## Exercise objective:
The entries below should be given again exactly, minus their pictures.

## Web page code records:

--- Begin ---

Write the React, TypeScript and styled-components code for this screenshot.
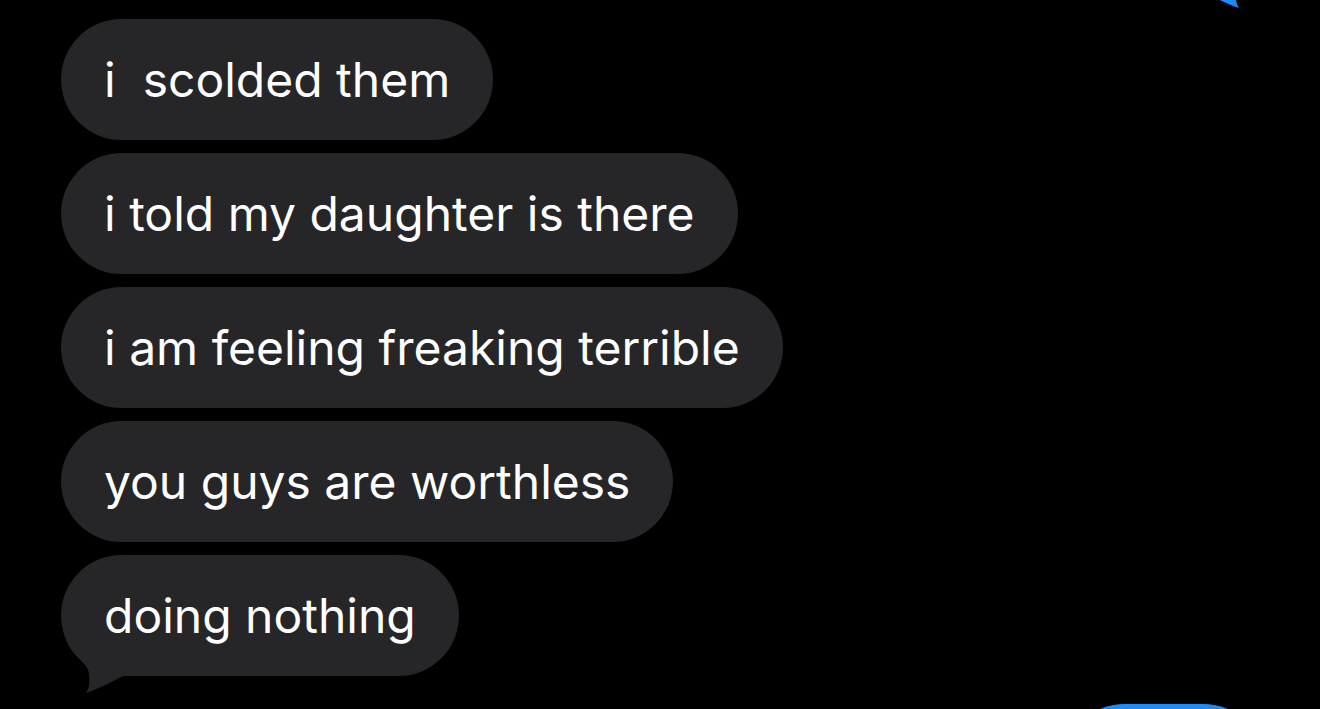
import React from "react";
import styled, { createGlobalStyle } from "styled-components";

const GlobalStyle = createGlobalStyle`
  html, body {
    margin: 0;
    padding: 0;
    background: #000;
  }
`;

const Screen = styled.div`
  width: 1320px;
  height: 709px;
  overflow: hidden;
  background: #000;
  font-family: Inter, "Noto Sans", sans-serif;
`;

const Thread = styled.div`
  display: flex;
  flex-direction: column;
  padding: 0 56px 0 61px;
`;

const Row = styled.div<{ $sent?: boolean; $gap?: number }>`
  display: flex;
  justify-content: ${(p) => (p.$sent ? "flex-end" : "flex-start")};
  margin-top: ${(p) => p.$gap ?? 13}px;
`;

const Bubble = styled.div<{ $sent?: boolean; $width?: number }>`
  position: relative;
  box-sizing: border-box;
  height: 121px;
  display: flex;
  align-items: center;
  padding: 0 43px;
  border-radius: 61px;
  background: ${(p) => (p.$sent ? "#1f8bfa" : "#262629")};
  color: #fff;
  font-size: 48px;
  white-space: pre;
  ${(p) => (p.$width ? `width: ${p.$width}px;` : "")}
`;

// tail drawn below the bubble's bottom corner
const Tail = styled.svg<{ $sent?: boolean }>`
  position: absolute;
  bottom: -24px;
  width: 80px;
  height: 60px;
  ${(p) => (p.$sent ? "right: 0; transform: scaleX(-1);" : "left: 0;")}
`;

const BubbleTail = ({ sent }: { sent?: boolean }) => (
  <Tail $sent={sent} viewBox="0 0 80 60">
    <path
      d="M5 0 C12 18 27 22 28 34 C29 44 28 48 25 53 Q40 48 64 35 L64 0 Z"
      fill={sent ? "#1f8bfa" : "#262629"}
    />
  </Tail>
);

const messages = [
  "i  scolded them",
  "i told my daughter is there",
  "i am feeling freaking terrible",
  "you guys are worthless",
  "doing nothing",
];

export default function App() {
  return (
    <Screen>
      <GlobalStyle />
      <Thread>
        <Row $sent $gap={-130}>
          <Bubble $sent $width={420}>
            {" "}
            <BubbleTail sent />
          </Bubble>
        </Row>
        {messages.map((m, i) => (
          <Row key={m} $gap={i === 0 ? 28 : 13}>
            <Bubble>
              {m}
              {i === messages.length - 1 && <BubbleTail />}
            </Bubble>
          </Row>
        ))}
        <Row $sent $gap={28}>
          <Bubble $sent $width={200}>
            {" "}
          </Bubble>
        </Row>
      </Thread>
    </Screen>
  );
}
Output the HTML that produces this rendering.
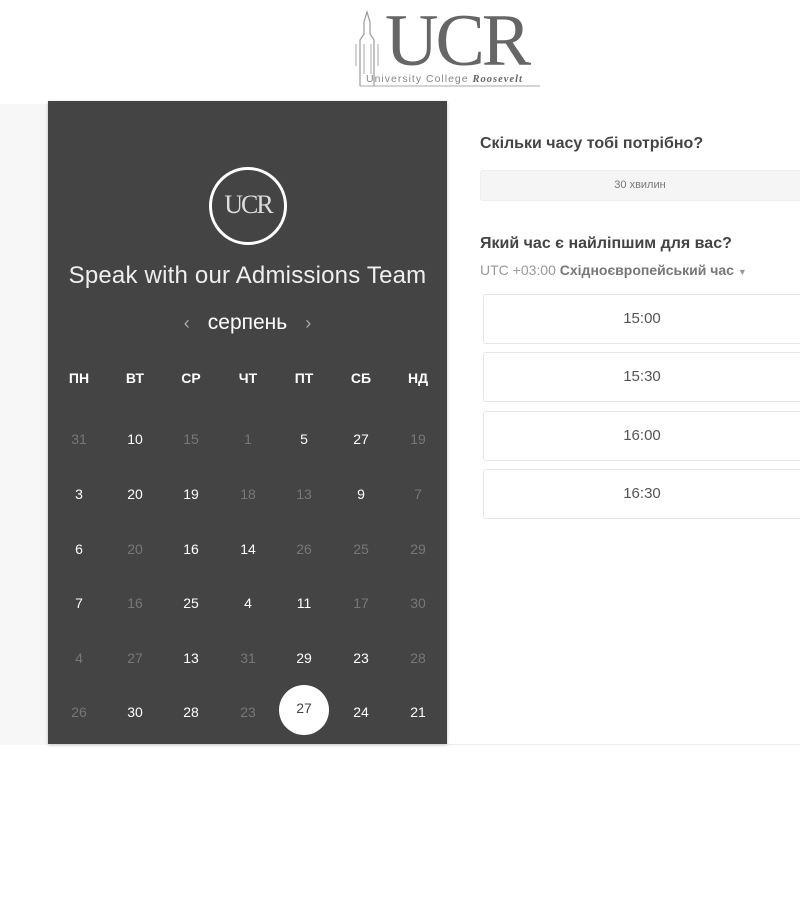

--- End ---

## Full solution:
Write the React, TypeScript and styled-components code for this screenshot.
import React from "react";
import styled, { createGlobalStyle } from "styled-components";

const GlobalStyle = createGlobalStyle`
  html, body {
    margin: 0;
    padding: 0;
    background: #000;
  }
`;

const Screen = styled.div`
  width: 1320px;
  height: 709px;
  overflow: hidden;
  background: #000;
  font-family: Inter, "Noto Sans", sans-serif;
`;

const Thread = styled.div`
  display: flex;
  flex-direction: column;
  padding: 0 56px 0 61px;
`;

const Row = styled.div<{ $sent?: boolean; $gap?: number }>`
  display: flex;
  justify-content: ${(p) => (p.$sent ? "flex-end" : "flex-start")};
  margin-top: ${(p) => p.$gap ?? 13}px;
`;

const Bubble = styled.div<{ $sent?: boolean; $width?: number }>`
  position: relative;
  box-sizing: border-box;
  height: 121px;
  display: flex;
  align-items: center;
  padding: 0 43px;
  border-radius: 61px;
  background: ${(p) => (p.$sent ? "#1f8bfa" : "#262629")};
  color: #fff;
  font-size: 48px;
  white-space: pre;
  ${(p) => (p.$width ? `width: ${p.$width}px;` : "")}
`;

// tail drawn below the bubble's bottom corner
const Tail = styled.svg<{ $sent?: boolean }>`
  position: absolute;
  bottom: -24px;
  width: 80px;
  height: 60px;
  ${(p) => (p.$sent ? "right: 0; transform: scaleX(-1);" : "left: 0;")}
`;

const BubbleTail = ({ sent }: { sent?: boolean }) => (
  <Tail $sent={sent} viewBox="0 0 80 60">
    <path
      d="M5 0 C12 18 27 22 28 34 C29 44 28 48 25 53 Q40 48 64 35 L64 0 Z"
      fill={sent ? "#1f8bfa" : "#262629"}
    />
  </Tail>
);

const messages = [
  "i  scolded them",
  "i told my daughter is there",
  "i am feeling freaking terrible",
  "you guys are worthless",
  "doing nothing",
];

export default function App() {
  return (
    <Screen>
      <GlobalStyle />
      <Thread>
        <Row $sent $gap={-130}>
          <Bubble $sent $width={420}>
            {" "}
            <BubbleTail sent />
          </Bubble>
        </Row>
        {messages.map((m, i) => (
          <Row key={m} $gap={i === 0 ? 28 : 13}>
            <Bubble>
              {m}
              {i === messages.length - 1 && <BubbleTail />}
            </Bubble>
          </Row>
        ))}
        <Row $sent $gap={28}>
          <Bubble $sent $width={200}>
            {" "}
          </Bubble>
        </Row>
      </Thread>
    </Screen>
  );
}
Output the HTML that produces this rendering.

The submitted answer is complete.